Всякое исследование истории раннего ислама, основанное на исламских источниках, претендующих на то, чтобы считаться хроникой становления этой религии, должно принимать во внимание два основных течения в современной историографии соответствующего периода. Одним из них является растущий скептицизм относительно аутентичности и даже историчности многих ранних арабских нарративных источников. В последнее время шли бурные дискуссии относительно того, можно ли считать раннеисламскую историографию настоящей историографией и происходили ли на самом деле отраженные в ней события. Вторым является тенденция рассматривать приход ислама не столько как разрыв традиции, резкую смену и начало заново по сравнению с доисламским периодом, но скорее, по крайней мере в ряде отношений, как продолжение, предположительно в новых формах и до некоторой степени даже в новых направлениях, процессов, которые можно проследить в более отдаленном прошлом.
Очевидно, что всякое рассмотрение ранней истории шиизма должно принимать во внимание упомянутые научные достижения, но из этого не следует, что выводы, сделанные на основе ранних, да и поздних исламских источников непременно лишаются силы. Ученые с разной степенью правдоподобия доказывали и доказывают, что наиболее ранние арабские исторические источники — не исторические и не источники, но созданы в более поздние периоды. По мнению одних, это было сделано для того, чтобы создать для возникшей впоследствии юриспруденции базу в виде прецедентного права, по мнению других — чтобы задним числом легитимизировать позднейшие политические структуры и учения.
Но для интересующей нас в данную минуту истории идей и отношений фактическая точность исторического повествования второстепенна. Повествование в том виде, в каком оно сохранялось, передавалось и изучалось, содержит то, что мусульмане считают своим прошлым, и именно это постигаемое прошлое, сведения о котором передавались в иногда не совпадающих друг с другом вариантах, сформировало их идеи и именно его они используют для обоснования собственных действий. При такой политизированной религии, как ислам, в таком религиозном государстве, как исламский халифат, вопросы об источнике и природе власти, долге и границах повиновения, определении легитимности, справедливости и тирании, отношении к тирану или узурпатору приобретали первостепенное значение. И хроника первых лет ислама в том виде, в котором она дошла до более поздних поколений, является подробным, хотя и несколько противоречивым руководством к постановке этих вопросов и ответам на них, большая часть которого, как показывает военная пропаганда Ирана и Ирака в период между 1980 и 1988 годами, до сих пор актуальна.
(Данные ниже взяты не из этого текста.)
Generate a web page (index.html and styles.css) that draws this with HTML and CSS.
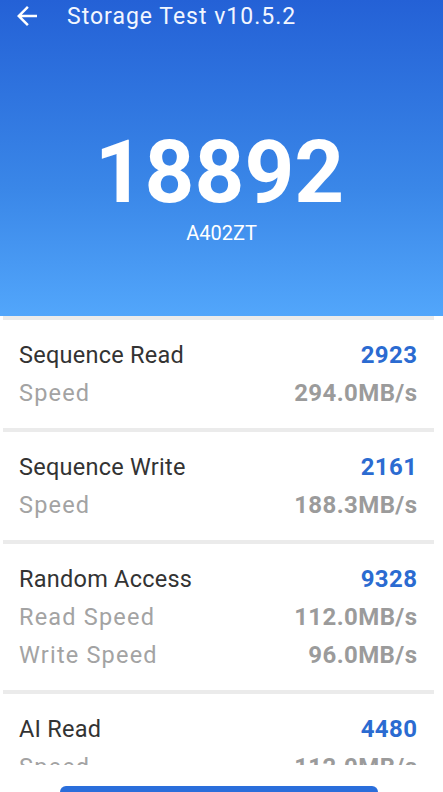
FILE: index.html
```html
<!DOCTYPE html>
<html lang="en">
  <head>
    <meta charset="UTF-8" />
    <meta name="viewport" content="width=device-width, initial-scale=1.0" />
    <title>Storage Test</title>
    <link rel="stylesheet" href="styles.css">
  </head>
  <body>
    <header class="hero">
      <div class="toolbar">
        <svg class="back" viewBox="0 0 24 24" width="30" height="30">
          <path d="M20 11H7.83l5.59-5.59L12 4l-8 8 8 8 1.41-1.41L7.83 13H20v-2z" fill="#fff" />
        </svg>
        <span class="toolbar-title">Storage Test v10.5.2</span>
      </div>
      <div class="score">18892</div>
      <div class="device">A402ZT</div>
    </header>

    <div class="results">
      <div class="card">
        <div class="row">
          <span class="name">Sequence Read</span>
          <span class="points">2923</span>
        </div>
        <div class="row">
          <span class="label">Speed</span>
          <span class="value">294.0MB/s</span>
        </div>
      </div>
      <div class="card">
        <div class="row">
          <span class="name">Sequence Write</span>
          <span class="points">2161</span>
        </div>
        <div class="row">
          <span class="label">Speed</span>
          <span class="value">188.3MB/s</span>
        </div>
      </div>
      <div class="card">
        <div class="row">
          <span class="name">Random Access</span>
          <span class="points">9328</span>
        </div>
        <div class="row">
          <span class="label">Read Speed</span>
          <span class="value">112.0MB/s</span>
        </div>
        <div class="row">
          <span class="label">Write Speed</span>
          <span class="value">96.0MB/s</span>
        </div>
      </div>
      <div class="card">
        <div class="row">
          <span class="name">AI Read</span>
          <span class="points">4480</span>
        </div>
        <div class="row">
          <span class="label">Speed</span>
          <span class="value">112.0MB/s</span>
        </div>
      </div>
    </div>

    <div class="footer">
      <button class="retest" aria-label="Test again"></button>
    </div>
  </body>
</html>
```

FILE: styles.css
```css
html,
body {
  margin: 0;
  padding: 0;
  height: 792px;
  overflow: hidden;
}

body {
  font-family: Roboto, "Noto Sans", sans-serif;
  background-color: #fff;
}

.hero {
  height: 316px;
  background: linear-gradient(180deg, #2461d6 0%, #3a87e8 60%, #52a6fb 100%);
  color: #fff;
  text-align: center;
}

.toolbar {
  display: flex;
  align-items: center;
  height: 32px;
  padding-left: 12px;
}

.back {
  flex: none;
}

.toolbar-title {
  margin-left: 25px;
  font-size: 23px;
  letter-spacing: 1px;
  color: #f2f6ff;
}

.score {
  margin-top: 89px;
  font-size: 87px;
  font-weight: 700;
  line-height: 102px;
  padding-right: 4px;
}

.device {
  margin-top: -2px;
  font-size: 20px;
  line-height: 24px;
}

.results {
  height: 449px;
  overflow: hidden;
  margin: 0 9px 0 3px;
}

.card {
  border-top: 4px solid #ebebeb;
  padding: 16px 17px 16px 16px;
}

.row {
  display: flex;
  justify-content: space-between;
  align-items: baseline;
  line-height: 38px;
}

.name {
  font-size: 23.5px;
  color: #333;
  letter-spacing: 0.25px;
}

.label {
  font-size: 23.5px;
  color: #a3a3a3;
  letter-spacing: 1.2px;
}

.points,
.value {
  font-size: 24px;
  font-weight: 700;
  letter-spacing: 0.4px;
  margin-right: -0.4px;
}

.points {
  color: #2b6bd1;
}

.value {
  color: #9b9b9b;
}

.footer {
  padding-top: 21px;
  display: flex;
  justify-content: center;
  padding-right: 6px;
}

.retest {
  width: 318px;
  height: 48px;
  border: none;
  border-radius: 6px;
  background-color: #2a6edb;
}
```
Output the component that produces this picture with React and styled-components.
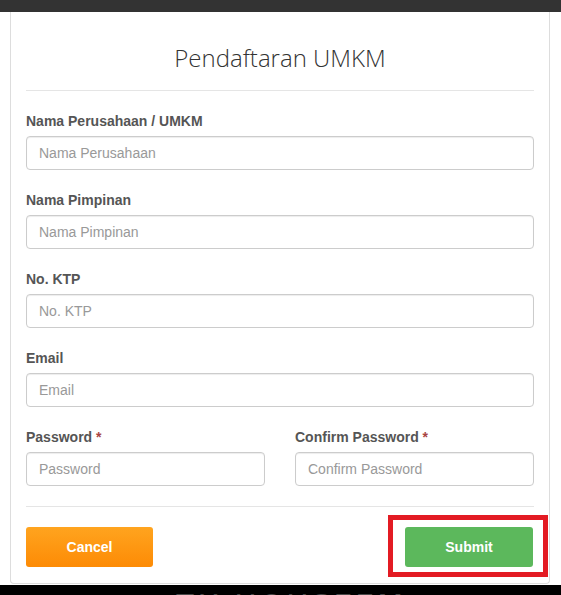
import React from 'react';
import styled, { createGlobalStyle } from 'styled-components';

const GlobalStyle = createGlobalStyle`
  html, body {
    margin: 0;
    padding: 0;
    background: #fff;
    font-family: "Liberation Sans", Arial, sans-serif;
  }
  * { box-sizing: border-box; }
`;

const Page = styled.div`
  width: 561px;
  height: 595px;
  overflow: hidden;
  display: flex;
  flex-direction: column;
`;

const TopBar = styled.div`
  height: 12px;
  background: #333;
  flex-shrink: 0;
`;

const Wrap = styled.div`
  padding: 0 11px 0 10px;
`;

const Card = styled.div`
  border: 1px solid #ddd;
  border-top: none;
  border-radius: 0 0 4px 4px;
  padding: 0 15px 16px;
  background: #fff;
`;

const Header = styled.div`
  padding: 29px 0 15px;
  border-bottom: 1px solid #e5e5e5;
  text-align: center;
`;

const Title = styled.h3`
  margin: 0;
  font-family: "Open Sans", sans-serif;
  font-weight: 300;
  font-size: 24px;
  line-height: 34px;
  color: #333;
`;

const Form = styled.div`
  padding-top: 20px;
  border-bottom: 1px solid #e5e5e5;
`;

const Row = styled.div`
  display: grid;
  grid-template-columns: 1fr 1fr;
  column-gap: 30px;
`;

const Group = styled.div`
  margin-bottom: 20px;
`;

const Label = styled.label`
  display: block;
  font-size: 14px;
  line-height: 20px;
  font-weight: bold;
  color: #555;
  margin-bottom: 5px;
`;

const Req = styled.span`
  color: #a94442;
`;

const Input = styled.input`
  display: block;
  width: 100%;
  height: 34px;
  padding: 6px 12px;
  font-family: "Liberation Sans", Arial, sans-serif;
  font-size: 14px;
  color: #555;
  border: 1px solid #ccc;
  border-radius: 4px;
  box-shadow: inset 0 1px 1px rgba(0, 0, 0, 0.075);
  outline: none;
  &::placeholder { color: #999; }
`;

const Actions = styled.div`
  display: flex;
  justify-content: space-between;
  padding-top: 20px;
`;

const Button = styled.button`
  height: 40px;
  width: ${p => p.$w}px;
  border: none;
  border-radius: 3px;
  color: #fff;
  font-family: "Liberation Sans", Arial, sans-serif;
  font-weight: bold;
  font-size: 14px;
  background: ${p => p.$bg};
`;

const Highlight = styled.div`
  position: relative;
  margin-right: 1px;
  &::after {
    content: '';
    position: absolute;
    left: -17px;
    top: -12px;
    right: -15px;
    bottom: -10px;
    border: 5px solid #e31b23;
    pointer-events: none;
  }
`;

const Footer = styled.div`
  flex: 1;
  margin-top: 1px;
  background: #000;
  overflow: hidden;
  display: flex;
  justify-content: center;
`;

const Watermark = styled.div`
  margin-top: 6px;
  margin-left: 20px;
  font-family: "DejaVu Sans", sans-serif;
  font-size: 30px;
  letter-spacing: 3px;
  color: #4a4a4a;
  line-height: 30px;
`;

const fields = [
  ['Nama Perusahaan / UMKM', 'Nama Perusahaan'],
  ['Nama Pimpinan', 'Nama Pimpinan'],
  ['No. KTP', 'No. KTP'],
  ['Email', 'Email'],
];

export default function App() {
  return (
    <Page>
      <GlobalStyle />
      <TopBar />
      <Wrap>
        <Card>
          <Header>
            <Title>Pendaftaran UMKM</Title>
          </Header>
          <Form>
            {fields.map(([label, ph]) => (
              <Group key={label}>
                <Label>{label}</Label>
                <Input placeholder={ph} />
              </Group>
            ))}
            <Row>
              <Group>
                <Label>Password <Req>*</Req></Label>
                <Input type="password" placeholder="Password" />
              </Group>
              <Group>
                <Label>Confirm Password <Req>*</Req></Label>
                <Input type="password" placeholder="Confirm Password" />
              </Group>
            </Row>
          </Form>
          <Actions>
            <Button $w={127} $bg="linear-gradient(#ffa41f, #fd8b05)">Cancel</Button>
            <Highlight>
              <Button $w={128} $bg="#5cb85c">Submit</Button>
            </Highlight>
          </Actions>
        </Card>
      </Wrap>
      <Footer>
        <Watermark>ZX-HOUSEEM</Watermark>
      </Footer>
    </Page>
  );
}
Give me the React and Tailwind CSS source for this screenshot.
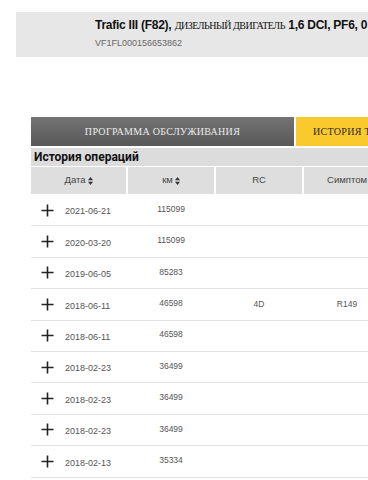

Имена Али, Муавии и Иазида столь же современны, сколь и сегодняшняя газета — и больше, чем вчерашняя. Даже постепенно исчезающая память о более далеком, доисламском, прошлом, которая после вмешательства ислама сохранилась в скрытой или ослабленной форме, важна до сих пор.
Некоторые из этих остаточных явлений сыграли роль в эволюции шиизма. Из иудео-христианских писаний и традиций пришло понятие пророка, который восстает, дабы обличить несправедливого властителя, и вера в Мессию, который приходит установить на земле божественный порядок. И то, и другое суть до некоторой степени политические понятия, и оба они явно религиозные. Из греко-римского мира, которому ислам тоже многим обязан, пришли кое-какие любопытные доводы и рассказы о теории и практике тираноубийства. Из доисламской Персии пришли далекие, но по-прежнему опасные воспоминания о религиозном вызове власти, о революционных движениях, угрожавших одновременно политическим, нравственным и социальным устоям существующего порядка, идеологией которых было религиозное учение, а инструментом — религиозная секта. Можно вспомнить слова, приписываемые вождю экстремистского средневекового учения, который пытался обрести поддержку, взывая к памяти Маздака, великого революционера зороастрийских времен: «Маздак стал шиитом»[131].
В некотором смысле революцией было само возникновение ислама. Она началась как вызов старой власти и старому мекканскому порядку. Ее успех опрокинул и то, и другое, и заменил первую Пророком и его сподвижниками, а второй — исламом, но не как религией в современном узком смысле слова, а в более широком исламском понимании — новым общественным и политическим строем, во многом существенно отличавшимся от старого.